19 de mayo, cerca de las 1 de la
tarde.
Debe ser una especie de resentimiento, de regret hacia mis padres –uno de esos
problemas psicoanalizables que generan feroces traumas de adultez– porque cada
vez que veo a un pingüino vestido con el uniforme del Lastarria, me da una
envidia que de sana no tiene nada. Quizá es culpa también de que tres veces
estuve a-punto-dé con un lastarrino, y nunca lo logré (y una vez fue con una de
Las Putas Babilónicas, me sentía súper VIP). Prendí el cigarro y pasó un
mini-lastarrino de no más de 7 años y de inmediato me acordé de esa atracción
automática que me genera el uniforme.
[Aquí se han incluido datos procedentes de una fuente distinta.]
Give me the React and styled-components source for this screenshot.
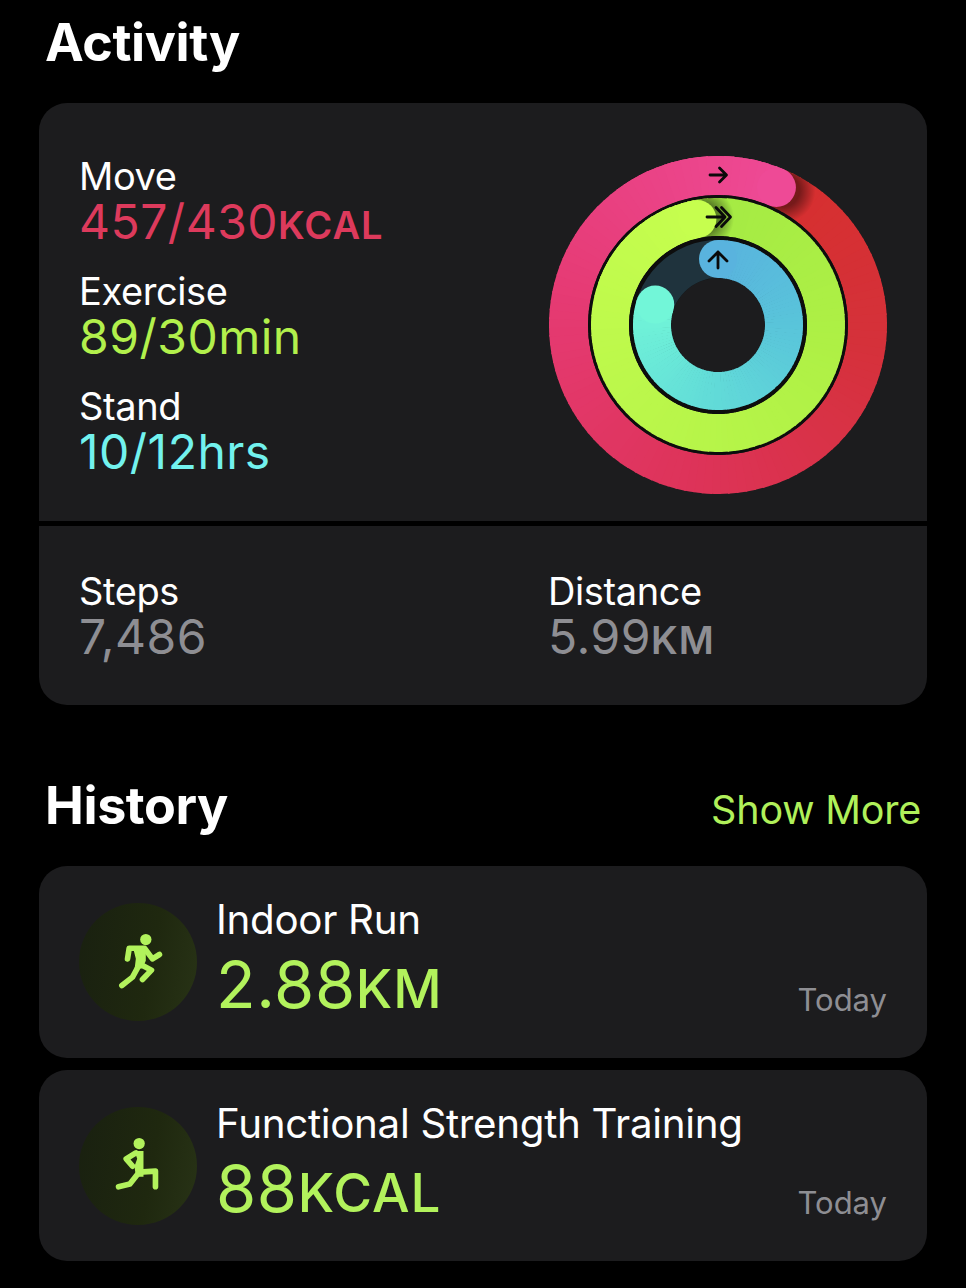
import React from 'react';
import styled, { createGlobalStyle } from 'styled-components';

const GlobalStyle = createGlobalStyle`
  html, body {
    margin: 0;
    padding: 0;
    background: #000;
  }
  body {
    font-family: Inter, "Noto Sans", "Liberation Sans", sans-serif;
    -webkit-font-smoothing: antialiased;
  }
`;

const Page = styled.div`
  width: 966px;
  height: 1288px;
  box-sizing: border-box;
  padding: 0 39px;
  overflow: hidden;
  background: #000;
  color: #fff;
`;

const SectionHeader = styled.div`
  display: flex;
  align-items: baseline;
  justify-content: space-between;
  height: ${(p) => p.$height}px;
  padding: ${(p) => p.$top}px 6px 0 6px;
  box-sizing: border-box;
`;

const SectionTitle = styled.h2`
  margin: 0;
  font-size: 52px;
  line-height: 60px;
  font-weight: 700;
  letter-spacing: -0.4px;
`;

const ShowMore = styled.span`
  font-size: 39.5px;
  line-height: 60px;
  color: #b0f05a;
  letter-spacing: -0.2px;
`;

const Card = styled.section`
  background: #1c1c1e;
  border-radius: 28px;
  overflow: hidden;
  margin-bottom: ${(p) => p.$gap || 0}px;
`;

const RingsRow = styled.div`
  display: flex;
  align-items: flex-start;
  justify-content: space-between;
  height: 423px;
  padding: 52px 39px 0 40px;
  box-sizing: border-box;
  border-bottom: 5px solid #000;
`;

const GoalList = styled.div`
  display: flex;
  flex-direction: column;
  gap: 23px;
`;

const Metric = styled.div`
  display: flex;
  flex-direction: column;
`;

const MetricLabel = styled.span`
  font-size: 38px;
  line-height: 42px;
  letter-spacing: -0.4px;
  color: #fff;
`;

const MetricValue = styled.span`
  font-size: 48px;
  line-height: 50px;
  letter-spacing: 0.5px;
  color: ${(p) => p.$color};
`;

const Unit = styled.span`
  font-size: ${(p) => p.$size || 38}px;
  font-weight: ${(p) => p.$weight || 600};
  line-height: 0;
  letter-spacing: 1px;
`;

const TotalsRow = styled.div`
  display: grid;
  grid-template-columns: 469px 1fr;
  height: 179px;
  padding: 44px 0 0 40px;
  box-sizing: border-box;
`;

const WorkoutCard = styled(Card)`
  display: flex;
  align-items: center;
  height: ${(p) => p.$height}px;
  padding: 0 40px 0 40px;
  box-sizing: border-box;
`;

const WorkoutBadge = styled.div`
  flex: none;
  width: 118px;
  height: 118px;
  border-radius: 50%;
  background: linear-gradient(100deg, #192010 0%, #1f280f 60%, #283316 100%);
  margin-right: 19px;
`;

const WorkoutText = styled.div`
  flex: 1;
  display: flex;
  flex-direction: column;
`;

const WorkoutName = styled.span`
  font-size: 40.3px;
  line-height: 46px;
  letter-spacing: -0.3px;
`;

const WorkoutValue = styled.span`
  font-size: 65px;
  line-height: 84px;
  color: #b2f25c;
  letter-spacing: 0.6px;
`;

const WorkoutDate = styled.span`
  align-self: flex-end;
  margin-bottom: 40px;
  font-size: 31px;
  line-height: 36px;
  color: #8e8e93;
`;

const GOALS = [
  { label: 'Move', value: '457/430', unit: 'KCAL', color: '#dd3a5c' },
  { label: 'Exercise', value: '89/30min', color: '#b2f04c' },
  { label: 'Stand', value: '10/12hrs', color: '#72f2ee' },
];

const WORKOUTS = [
  { name: 'Indoor Run', value: '2.88', unit: 'KM', figure: 'run', height: 192, gap: 12 },
  { name: 'Functional Strength Training', value: '88', unit: 'KCAL', figure: 'lunge', height: 191 },
];

const RINGS = [
  {
    id: 'move',
    radius: 149.5,
    width: 39,
    start: 23,
    end: 383,
    stops: [
      [0, '#d62f2e'],
      [0.2, '#d5313a'],
      [0.45, '#dd3358'],
      [0.7, '#e53a72'],
      [1, '#ee4a96'],
    ],
  },
  {
    id: 'exercise',
    radius: 108,
    width: 38,
    start: -11,
    end: 349,
    backing: 130,
    stops: [
      [0, '#a4ea44'],
      [0.3, '#aef045'],
      [0.6, '#b9f64a'],
      [1, '#c6fe4e'],
    ],
  },
  {
    id: 'stand',
    radius: 66,
    width: 38,
    start: 0,
    end: 288,
    backing: 89,
    track: '#1f333d',
    stops: [
      [0, '#59b3de'],
      [0.3, '#59c4da'],
      [0.65, '#62dcd8'],
      [1, '#72f6d8'],
    ],
  },
];

const CENTER = 170;

const point = (radius, angle) => {
  const rad = ((angle - 90) * Math.PI) / 180;
  return [CENTER + radius * Math.cos(rad), CENTER + radius * Math.sin(rad)];
};

const arcPath = (radius, from, to) => {
  const [x1, y1] = point(radius, from);
  const [x2, y2] = point(radius, to);
  const large = to - from > 180 ? 1 : 0;
  return `M${x1} ${y1}A${radius} ${radius} 0 ${large} 1 ${x2} ${y2}`;
};

const hex = (color) => [1, 3, 5].map((i) => parseInt(color.slice(i, i + 2), 16));

const colorAt = (stops, t) => {
  let i = 0;
  while (i < stops.length - 2 && t > stops[i + 1][0]) i += 1;
  const [t1, c1] = stops[i];
  const [t2, c2] = stops[i + 1];
  const k = Math.min(1, Math.max(0, (t - t1) / (t2 - t1)));
  const a = hex(c1);
  const b = hex(c2);
  return `rgb(${a.map((v, n) => Math.round(v + (b[n] - v) * k)).join(',')})`;
};

// sweeps an arc in short stroked pieces, since svg has no conic gradient
const ArcPieces = ({ ring, from, to }) => {
  const pieces = [];
  const step = 3;
  for (let a = from; a < to; a += step) {
    const t = (a - ring.start) / (ring.end - ring.start);
    pieces.push(
      <path
        key={a}
        d={arcPath(ring.radius, a, Math.min(a + step + 0.6, to))}
        fill="none"
        stroke={colorAt(ring.stops, t)}
        strokeWidth={ring.width}
      />
    );
  }
  return pieces;
};

const annulus = (ring) => {
  const outer = ring.radius + ring.width / 2;
  const inner = ring.radius - ring.width / 2;
  const circle = (r) =>
    `M${CENTER - r} ${CENTER}a${r} ${r} 0 1 0 ${r * 2} 0a${r} ${r} 0 1 0 ${-r * 2} 0Z`;
  return circle(outer) + circle(inner);
};

const Ring = ({ ring }) => {
  const [capX, capY] = point(ring.radius, ring.end);
  const [glowX, glowY] = point(ring.radius, ring.end + 3);
  const [startX, startY] = point(ring.radius, ring.start);

  if (ring.track) {
    return (
      <g>
        <circle cx={CENTER} cy={CENTER} r={ring.backing} fill="#0d0d0d" />
        <circle cx={CENTER} cy={CENTER} r={ring.radius - ring.width / 2} fill="#1c1c1e" />
        <circle
          cx={CENTER}
          cy={CENTER}
          r={ring.radius}
          fill="none"
          stroke={ring.track}
          strokeWidth={ring.width}
        />
        <ArcPieces ring={ring} from={ring.start} to={ring.end} />
        <circle cx={startX} cy={startY} r={ring.width / 2} fill={ring.stops[0][1]} />
        <circle cx={capX} cy={capY} r={ring.width / 2} fill={ring.stops[ring.stops.length - 1][1]} />
      </g>
    );
  }

  return (
    <g>
      {ring.backing && <circle cx={CENTER} cy={CENTER} r={ring.backing} fill="#0d0d0d" />}
      <ArcPieces ring={ring} from={ring.start} to={ring.end} />
      <clipPath id={`${ring.id}-band`}>
        <path d={annulus(ring)} clipRule="evenodd" />
      </clipPath>
      <circle
        cx={glowX}
        cy={glowY}
        r={ring.width * 0.82}
        fill="url(#tipShadow)"
        clipPath={`url(#${ring.id}-band)`}
      />
      <ArcPieces ring={ring} from={ring.end - 60} to={ring.end} />
      <circle cx={capX} cy={capY} r={ring.width / 2} fill={ring.stops[ring.stops.length - 1][1]} />
    </g>
  );
};

const ActivityRings = () => (
  <svg width="340" height="340" viewBox="0 0 340 340" role="img" aria-label="Activity rings">
    <defs>
      <radialGradient id="tipShadow">
        <stop offset="0.5" stopColor="#000" stopOpacity="0.45" />
        <stop offset="1" stopColor="#000" stopOpacity="0" />
      </radialGradient>
    </defs>
    {RINGS.map((ring) => (
      <Ring key={ring.id} ring={ring} />
    ))}
    <g fill="none" stroke="#0a0a0a" strokeWidth="2.8" strokeLinecap="round" strokeLinejoin="round">
      <path d="M162 20H178M171.5 13L178.5 20L171.5 27" />
      <path d="M159 62H176M168 52.5L177 62L168 71.5M173.5 52.5L182.5 62L173.5 71.5" />
      <path d="M170 113V97M161 106L170 97L179 106" />
    </g>
  </svg>
);

const RunnerFigure = () => (
  <svg width="118" height="118" viewBox="25 22 355 355">
    <circle cx="226" cy="132" r="17" fill="#b2f25c" />
    <g fill="none" stroke="#b2f25c" strokeWidth="17" strokeLinecap="round" strokeLinejoin="round">
      <path d="M171 190L176 158H222L246 190L267 177" />
      <path d="M212 208L243 224L216 252" />
      <path d="M202 216L186 245L154 270" />
    </g>
    <path d="M188 158H226L226 196L216 218L192 222L196 190Z" fill="#b2f25c" />
  </svg>
);

const LungeFigure = () => (
  <svg width="118" height="118" viewBox="25 22 355 355">
    <circle cx="206" cy="132" r="17" fill="#b2f25c" />
    <g fill="none" stroke="#b2f25c" strokeWidth="17" strokeLinecap="round" strokeLinejoin="round">
      <path d="M196 160L167 178L186 200" />
      <path d="M206 218L255 215V262" />
      <path d="M200 226L178 254L144 262" />
    </g>
    <path d="M192 154H219V232L196 232L192 200L200 178Z" fill="#b2f25c" />
  </svg>
);

const App = () => (
  <Page>
    <GlobalStyle />
    <SectionHeader $height={103} $top={13}>
      <SectionTitle>Activity</SectionTitle>
    </SectionHeader>

    <Card>
      <RingsRow>
        <GoalList>
          {GOALS.map((goal) => (
            <Metric key={goal.label}>
              <MetricLabel>{goal.label}</MetricLabel>
              <MetricValue $color={goal.color}>
                {goal.value}
                {goal.unit && <Unit>{goal.unit}</Unit>}
              </MetricValue>
            </Metric>
          ))}
        </GoalList>
        <ActivityRings />
      </RingsRow>
      <TotalsRow>
        <Metric>
          <MetricLabel>Steps</MetricLabel>
          <MetricValue $color="#8e8e93">7,486</MetricValue>
        </Metric>
        <Metric>
          <MetricLabel>Distance</MetricLabel>
          <MetricValue $color="#8e8e93">
            5.99<Unit>KM</Unit>
          </MetricValue>
        </Metric>
      </TotalsRow>
    </Card>

    <SectionHeader $height={161} $top={71}>
      <SectionTitle>History</SectionTitle>
      <ShowMore>Show More</ShowMore>
    </SectionHeader>

    {WORKOUTS.map((workout) => (
      <WorkoutCard key={workout.name} $height={workout.height} $gap={workout.gap}>
        <WorkoutBadge>{workout.figure === 'run' ? <RunnerFigure /> : <LungeFigure />}</WorkoutBadge>
        <WorkoutText>
          <WorkoutName>{workout.name}</WorkoutName>
          <WorkoutValue>
            {workout.value}
            <Unit $size={53} $weight={500}>{workout.unit}</Unit>
          </WorkoutValue>
        </WorkoutText>
        <WorkoutDate>Today</WorkoutDate>
      </WorkoutCard>
    ))}
  </Page>
);

export default App;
Este niñito claramente no generaba tal
cosa en mí –de lo contrario sí que tendría serios problemas psicoanalizables–,
pero el sentimiento y los recuerdos de esos tiempos de babosear por lastarrinos
volvieron a mi como una cachetada. La Paula me interrumpe cantando una canción del
Lucho Jara, y la conversación se desvirtúa. Del lastarrino pasamos a la Myriam
Hernández, y el hombre que yo amo sabe que lo amo. La colilla aguantó hasta los
comentarios sobre la bonita pareja que harían los dos cantantes.